The law, signed by the governor May 4, grants the Colorado Parks and Wildlife Commission authority to enact modest increases to state park entrance fees. In addition, prices for in-state hunting and fishing licenses are anticipated to go up in 2019. The new revenue will allow CPW to begin to address projected funding shortfalls of $30 million annually for wildlife and $11 million annually for parks by 2025.

“It’s encouraging to see the broad coalition of sportsmen, wildlife enthusiasts and outdoor recreationists who came together to support the agency in our work to promote and protect Colorado’s natural resources and outdoor recreation opportunities,” said CPW Director Bob Broscheid. "This law will benefit all Coloradans by helping to ensure healthy state parks and abundant wildlife.”

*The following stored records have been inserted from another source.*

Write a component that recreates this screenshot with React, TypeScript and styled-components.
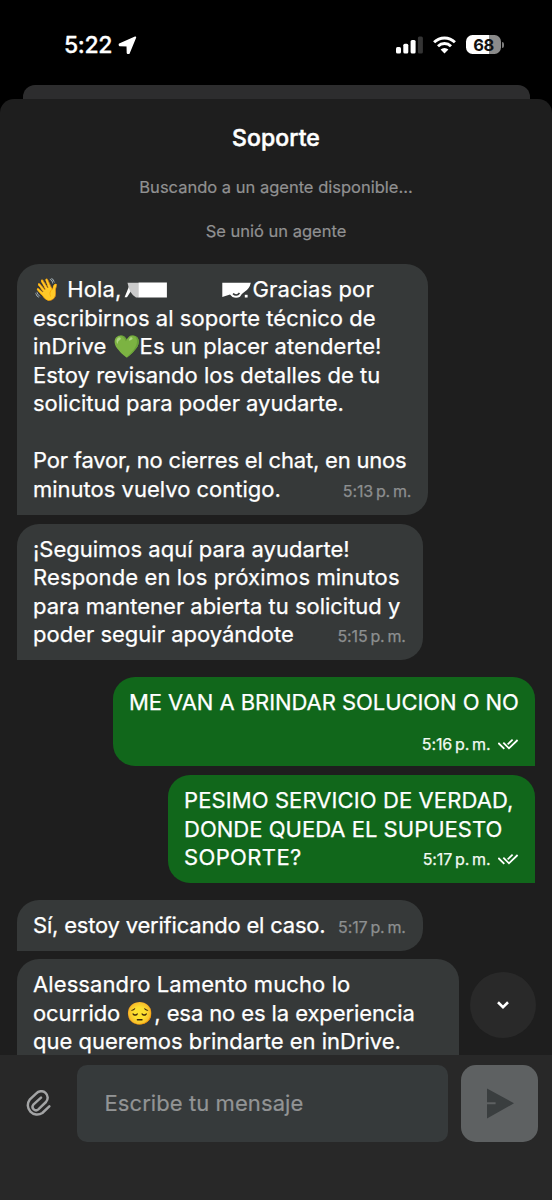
import React from 'react';
import styled, { createGlobalStyle } from 'styled-components';

const GlobalStyle = createGlobalStyle`
  body {
    margin: 0;
    background: #000;
    color: #fff;
    font-family: Inter, "Liberation Sans", sans-serif;
  }
`;

const Screen = styled.div`
  display: flex;
  flex-direction: column;
  width: 552px;
  height: 1200px;
  overflow: hidden;
  background: #000;
`;

const StatusBar = styled.header`
  display: flex;
  justify-content: space-between;
  align-items: center;
  box-sizing: border-box;
  height: 85px;
  padding: 4px 48px 0 64px;
`;

const Clock = styled.div`
  display: flex;
  align-items: center;
  gap: 6px;
  margin-top: 1px;
  font-size: 23px;
  font-weight: 500;
  line-height: 28px;
  letter-spacing: -0.35px;
  -webkit-text-stroke: 0.3px currentColor;
`;

const StatusIcons = styled.div`
  display: flex;
  align-items: center;
  gap: 10px;
`;

const Battery = styled.div`
  display: flex;
  align-items: center;
  gap: 1px;
`;

const BatteryLevel = styled.div`
  width: 35px;
  height: 19px;
  border-radius: 6.5px;
  background: linear-gradient(to right, #fff 67%, #8b8b8b 67%);
  color: #111;
  font-size: 16.5px;
  font-weight: 700;
  line-height: 20px;
  letter-spacing: -0.5px;
  text-align: center;
`;

const BatteryNub = styled.div`
  width: 2px;
  height: 6px;
  border-radius: 0 2px 2px 0;
  background: #7b7b7b;
`;

const BackSheet = styled.div`
  flex: none;
  height: 13.5px;
  margin: 0 22.5px;
  border-radius: 12px 12px 0 0;
  background: #2d2d2e;
`;

const Sheet = styled.main`
  display: flex;
  flex: 1;
  flex-direction: column;
  min-height: 0;
  border-radius: 14px 14px 0 0;
  background: #1e1e1e;
  overflow: hidden;
`;

const Title = styled.h1`
  margin: 23px 0 0;
  font-size: 23px;
  font-weight: 500;
  line-height: 32px;
  letter-spacing: 0.1px;
  text-align: center;
  -webkit-text-stroke: 0.5px currentColor;
`;

const Notice = styled.p<{ $top: number }>`
  margin: ${(p) => p.$top}px 0 0;
  color: #919192;
  font-size: 16.5px;
  line-height: 24px;
  text-align: center;
  -webkit-text-stroke: 0.2px currentColor;
`;

const Conversation = styled.section`
  position: relative;
  display: flex;
  flex: 1;
  flex-direction: column;
  align-items: flex-start;
  min-height: 0;
  margin-top: 21.5px;
  padding: 0 17px;
  overflow: hidden;
`;

const Bubble = styled.article<{ $out?: boolean; $width: number; $gap?: number }>`
  flex: none;
  box-sizing: border-box;
  align-self: ${(p) => (p.$out ? 'flex-end' : 'flex-start')};
  width: ${(p) => p.$width}px;
  margin-top: ${(p) => p.$gap ?? 0}px;
  padding: 11.25px 16px;
  border-radius: ${(p) => (p.$out ? '22px 22px 0 22px' : '22px 22px 22px 0')};
  background: ${(p) => (p.$out ? '#11671b' : '#363939')};
`;

const Line = styled.div<{ $ls?: number }>`
  min-height: 28.5px;
  font-size: 22px;
  line-height: 28.5px;
  letter-spacing: ${(p) => p.$ls ?? 0}px;
  white-space: pre;
  -webkit-text-stroke: 0.25px currentColor;
`;

const FirstLine = styled(Line)`
  display: flex;
`;

const LastRow = styled.div<{ $gap?: number }>`
  display: flex;
  justify-content: space-between;
  height: 28.5px;
  margin-top: ${(p) => p.$gap ?? 0}px;
`;

const Emoji = styled.span<{ $w: number }>`
  display: inline-block;
  width: ${(p) => p.$w}px;
  height: 28.5px;
  letter-spacing: 0;
  vertical-align: top;
  -webkit-text-stroke: 0;
`;

const Stamp = styled.div<{ $out?: boolean; $drop?: number }>`
  display: flex;
  align-items: center;
  gap: 8px;
  height: 28.5px;
  margin: ${(p) => p.$drop ?? 2}px ${(p) => (p.$out ? 0 : 0.7)}px 0 auto;
  color: ${(p) => (p.$out ? '#f3faf3' : '#8d8f90')};
  font-size: 16px;
  line-height: 28.5px;
  letter-spacing: -0.1px;
  word-spacing: -1.6px;
  white-space: nowrap;
  -webkit-text-stroke: 0.25px currentColor;
`;

const ScrollButton = styled.button`
  position: absolute;
  top: 708px;
  right: 16.5px;
  display: grid;
  place-items: center;
  width: 66px;
  height: 66px;
  padding: 0;
  border: 0;
  border-radius: 50%;
  background: #292929;
`;

const Composer = styled.footer`
  display: flex;
  flex: none;
  align-items: flex-start;
  box-sizing: border-box;
  height: 145.5px;
  padding: 10.5px 14px 0 26px;
  background: #282828;
`;

const ClipButton = styled.div`
  display: flex;
  align-items: center;
  width: 51px;
  height: 77px;
`;

const Field = styled.div`
  box-sizing: border-box;
  width: 370.5px;
  height: 77px;
  padding-left: 27.5px;
  border-radius: 10px;
  background: #363a3b;
  color: #929495;
  font-size: 22px;
  line-height: 77px;
  letter-spacing: 0.08px;
  -webkit-text-stroke: 0.2px currentColor;
`;

const SendButton = styled.div`
  display: grid;
  place-items: center;
  box-sizing: border-box;
  width: 77px;
  height: 77px;
  margin-left: auto;
  padding-left: 2px;
  border-radius: 15px;
  background: #5e6162;
`;

const LocationArrow = () => (
  <svg width="19" height="19" viewBox="0 0 19 19">
    <path d="M17.3 1.3 1.5 8.2 1.7 9.4 9.4 9.6 9.6 17 10.8 17.2Z" fill="#fff" stroke="#fff" strokeWidth="1.8" strokeLinejoin="round" />
  </svg>
);

const Signal = () => (
  <svg width="27" height="18" viewBox="0 0 27 18">
    <rect x="0" y="11" width="5" height="6.5" rx="1.5" fill="#fff" />
    <rect x="7.3" y="7.8" width="5" height="9.7" rx="1.5" fill="#fff" />
    <rect x="14.6" y="4" width="5" height="13.5" rx="1.5" fill="#fff" />
    <rect x="21.9" y="0.5" width="5" height="17" rx="1.5" fill="#343434" />
  </svg>
);

const Wifi = () => (
  <svg width="23" height="18" viewBox="0 0 23 18">
    <g fill="none" stroke="#fff" strokeWidth="2.9">
      <path d="M1.1 6.2a14.8 14.8 0 0 1 20.8 0" />
      <path d="M5 10.2a9.3 9.3 0 0 1 13 0" />
    </g>
    <path d="M11.5 17.6 7.6 13.6a5.6 5.6 0 0 1 7.8 0Z" fill="#fff" />
  </svg>
);

const DoubleCheck = () => (
  <svg width="20.6" height="11" viewBox="54 57 62 33" fill="none" stroke="#fff" strokeWidth="5.4">
    <path d="M55 69 73 87M70 68 87 85 113 60M83 73 98 59" />
  </svg>
);

/* Two white marker strokes that cover the customer's name */
const HiddenName = () => (
  <svg width="131" height="28.5" viewBox="121 275.5 131 28.5">
    <path d="M124.6 297.8 129.8 285 131.6 290.5 127 297.8Z" fill="#fff" />
    <path d="M127.5 283.2H139V298H136Q129.5 294.5 127.5 283.2Z" fill="#cbcbcb" />
    <rect x="138.7" y="283" width="28.2" height="15" fill="#fff" />
    <path d="M222.3 283.2H250.8Q249.6 289.5 244 292.7 241 294.5 240 297.2 236.5 299 232.5 297.5L230 295 222.3 297.6Z" fill="#fff" />
    <path d="M233 294.2Q236.5 297.2 239.5 293.4" fill="none" stroke="#363939" strokeWidth="1.6" />
    <rect x="244.8" y="295.3" width="2.8" height="2.7" fill="#fff" />
  </svg>
);

const ChevronDown = () => (
  <svg width="12" height="8" viewBox="0 0 12 8" fill="none" stroke="#fff" strokeWidth="2.6">
    <path d="M1 1.3 6 6.1 11 1.3" />
  </svg>
);

const Paperclip = () => (
  <svg width="25" height="27" viewBox="77 119 75 81" fill="none" stroke="#a3a4a5" strokeWidth="7.4" strokeLinecap="round" strokeLinejoin="round">
    <path d="M147 168 126 188A28 28 0 0 1 88 148L108 129A19 19 0 0 1 137 155L114 177A10.3 10.3 0 0 1 99 163L122 142" />
  </svg>
);

const SendIcon = () => (
  <svg width="27" height="31" viewBox="0 0 27 31">
    <path d="M0 .5 27 15.3 0 30.5V16.3H8.6V14.3H0Z" fill="#3a3e3f" />
  </svg>
);

export default function App() {
  return (
    <Screen>
      <GlobalStyle />
      <StatusBar>
        <Clock>
          5:22
          <LocationArrow />
        </Clock>
        <StatusIcons>
          <Signal />
          <Wifi />
          <Battery>
            <BatteryLevel>68</BatteryLevel>
            <BatteryNub />
          </Battery>
        </StatusIcons>
      </StatusBar>
      <BackSheet />
      <Sheet>
        <Title>Soporte</Title>
        <Notice $top={21.5}>Buscando a un agente disponible...</Notice>
        <Notice $top={19.5}>Se unió un agente</Notice>
        <Conversation>
          <Bubble $width={411}>
            <FirstLine $ls={0.12}>
              <Emoji $w={28}>👋</Emoji> Hola,
              <HiddenName />
              Gracias por
            </FirstLine>
            <Line $ls={0.04}>escribirnos al soporte técnico de</Line>
            <Line $ls={0.06}>
              inDrive <Emoji $w={27}>💚</Emoji>Es un placer atenderte!
            </Line>
            <Line>Estoy revisando los detalles de tu</Line>
            <Line $ls={-0.02}>solicitud para poder ayudarte.</Line>
            <Line />
            <Line $ls={-0.2}>Por favor, no cierres el chat, en unos</Line>
            <LastRow>
              <Line>minutos vuelvo contigo.</Line>
              <Stamp>5:13 p. m.</Stamp>
            </LastRow>
          </Bubble>
          <Bubble $width={405.5} $gap={9}>
            <Line>¡Seguimos aquí para ayudarte!</Line>
            <Line $ls={0.12}>Responde en los próximos minutos</Line>
            <Line $ls={-0.02}>para mantener abierta tu solicitud y</Line>
            <LastRow>
              <Line>poder seguir apoyándote</Line>
              <Stamp>5:15 p. m.</Stamp>
            </LastRow>
          </Bubble>
          <Bubble $out $width={422} $gap={17}>
            <Line $ls={-0.06}>ME VAN A BRINDAR SOLUCION O NO</Line>
            <LastRow $gap={9.5}>
              <Stamp $out $drop={4}>
                5:16 p. m.
                <DoubleCheck />
              </Stamp>
            </LastRow>
          </Bubble>
          <Bubble $out $width={367} $gap={9}>
            <Line $ls={0.1}>PESIMO SERVICIO DE VERDAD,</Line>
            <Line $ls={0.02}>DONDE QUEDA EL SUPUESTO</Line>
            <LastRow>
              <Line $ls={0.37}>SOPORTE?</Line>
              <Stamp $out>
                5:17 p. m.
                <DoubleCheck />
              </Stamp>
            </LastRow>
          </Bubble>
          <Bubble $width={405.5} $gap={16.5}>
            <LastRow>
              <Line $ls={-0.2}>Sí, estoy verificando el caso.</Line>
              <Stamp>5:17 p. m.</Stamp>
            </LastRow>
          </Bubble>
          <Bubble $width={441.5} $gap={8.5}>
            <Line $ls={0.1}>Alessandro Lamento mucho lo</Line>
            <Line $ls={-0.1}>
              ocurrido <Emoji $w={28}>😔</Emoji>, esa no es la experiencia
            </Line>
            <Line>que queremos brindarte en inDrive.</Line>
            <Line />
          </Bubble>
          <ScrollButton aria-label="Ir al final">
            <ChevronDown />
          </ScrollButton>
        </Conversation>
        <Composer>
          <ClipButton>
            <Paperclip />
          </ClipButton>
          <Field>Escribe tu mensaje</Field>
          <SendButton>
            <SendIcon />
          </SendButton>
        </Composer>
      </Sheet>
    </Screen>
  );
}
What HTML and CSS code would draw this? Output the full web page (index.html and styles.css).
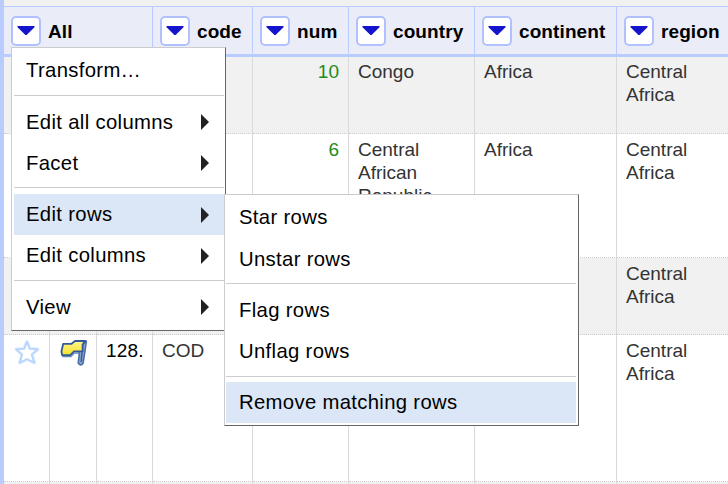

The new revenue will allow CPW to repair aging dams, update deteriorating infrastructure at state parks and hatcheries and recruit new hunters and anglers.

The law will also allow CPW to adjust future fees based on the Consumer Price Index, a critical change given the agency lost 30 percent of its spending power due to inflation since 2005 -- the last time resident hunting and fishing licenses were increased. State park passes have not been raised since 2010.

Lawmakers agreed with CPW’s position that the increases were necessary to continue to conserve wildlife resources, maintain valuable infrastructure, ensure a quality state park system and operate and maintain outdoor recreation programs.

Under the law, a one-day fishing license for a Colorado resident will go up by $4 and annual licenses will increase by $8. The law will also allow CPW to adjust future fees based on the Consumer Price Index. Most multi-day resident hunting licenses will increase by $8. For example, an elk tag will increase from $45 to $53. The law allows a $1 increase on the $7 daily park entrance fees. Annual passes may be increased by $10 from the current $70 rate.

CPW relies on user fees, not general tax dollars, to fund its work. Hunting and fishing licenses, park entrance fees and OHV, boat and snowmobile registration fees are primary sources of funding for the agency. CPW has worked hard to ensure that any fee increases are minimal, and will help in accomplishing the much-needed maintenance and goals set forth by agency leadership.

“The people of Colorado have entrusted CPW with an incredible mission,” Broscheid said. “The Governor, our lawmakers and the agency heard the public’s demand to place a priority on maintaining our state parks and conserving habitat and wildlife for future generations.”

 

CPW is an enterprise agency, relying primarily on license sales, state parks fees and registration fees to support its operations, including: 41 state parks and more than 350 wildlife areas covering approximately 900,000 acres, management of fishing and hunting, wildlife watching, camping, motorized and non-motorized trails, boating and outdoor education. CPW's work contributes approximately $6 billion in total economic impact annually throughout Colorado.